Press releases give a very highly distorted vision of reality. Stick to real investigative reporting, not self-generated hype. As far as engineering and science education in Poland goes, the two things students unanimously gripe about are poorly funded practical courses of little didactic value, and poor partnership between engineering schools and the business/industrial community, both of which limit employability.
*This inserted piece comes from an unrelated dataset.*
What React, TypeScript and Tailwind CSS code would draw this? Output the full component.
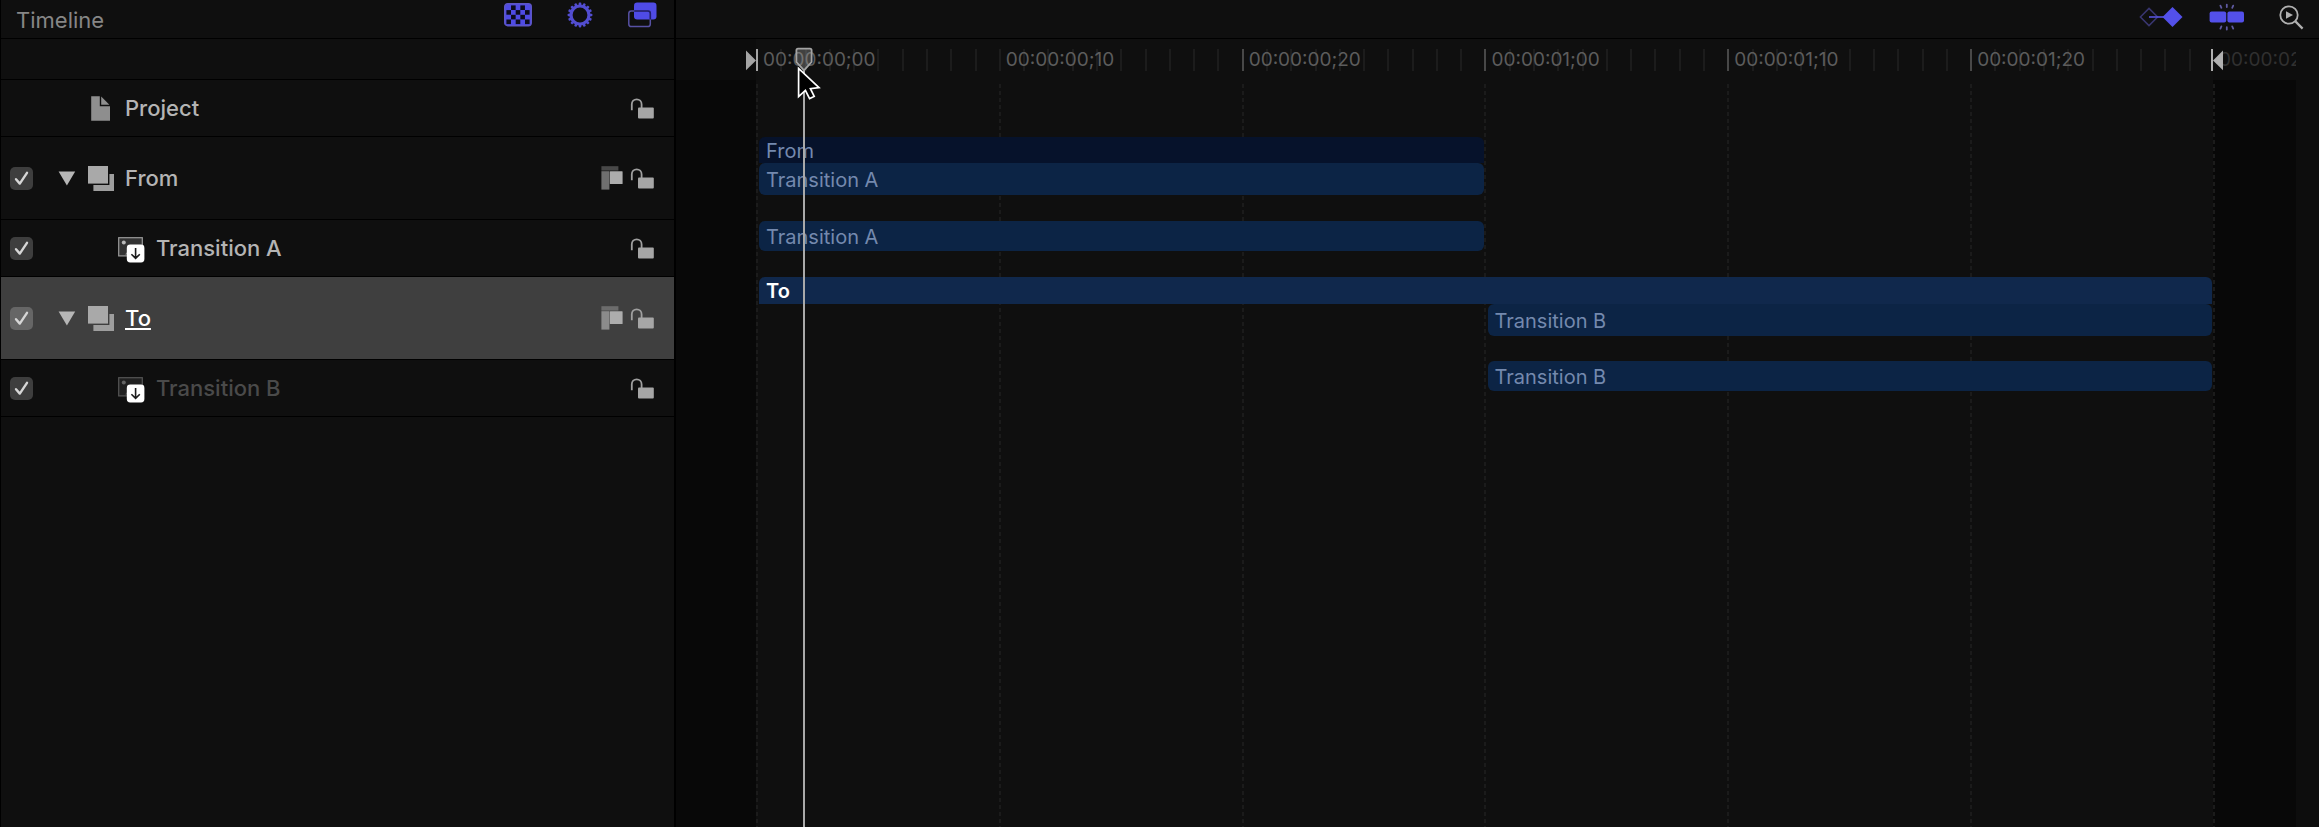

Also, most of the best Polish engineers go West. They can't afford not to. For example, given the same qualifications, experience and position, a single engineer can easily save up $50,000 a year in the States. They wouldn't even make that much in total in Poland, and wouldn't be able to save up that much in five, or even ten years. You're not going to make a Silicon Valley out of someplace that suffers from massive brain drain.
..now you have lost me...
Winter in northern Europe is quite a shock for people from warmer climes. Every year, I see the despair and horror on the faces of the foreign students in mid-October when the first cold snap arrives and they are told that they ain't seen nothin' yet. I usually take at least a couple of them shopping for proper winter clothes. One student I knew from Kenya seriously thought the world was coming to an end. And by the time April rolls around, they are totally sick and tired of the cold, and not at all eager to repeat the experience. Many foreign workers from warmer countries won't stay through a second winter unless the pay is very, very tempting. Especially if they have family. Students might put up with it for a few years, but working stiffs won't, unless, again they are amply compensated.
Also, working in an outsourcing center ("murzyn polowy") or an "internally outsourced" center ("murzyn domowy") means that your essentially outside of the corporate mainstream; there's little chance for advancement in the outsourcing center, and little chance that the corporations who contract with the outsourcing center will notice you. Even if you work at a corporate location in Poland, you're often not fully integrated into the global corporate structure, and advancement is difficult unless you get a transfer. Until then, you're just boxed and labeled as cheap labor for boring grunt work. A common and major complaint among Polish engineers working for western companies in Poland, many who took the jobs specifically because they thought the corporate ladder would be open to them. They feel cheated when they find out it's not.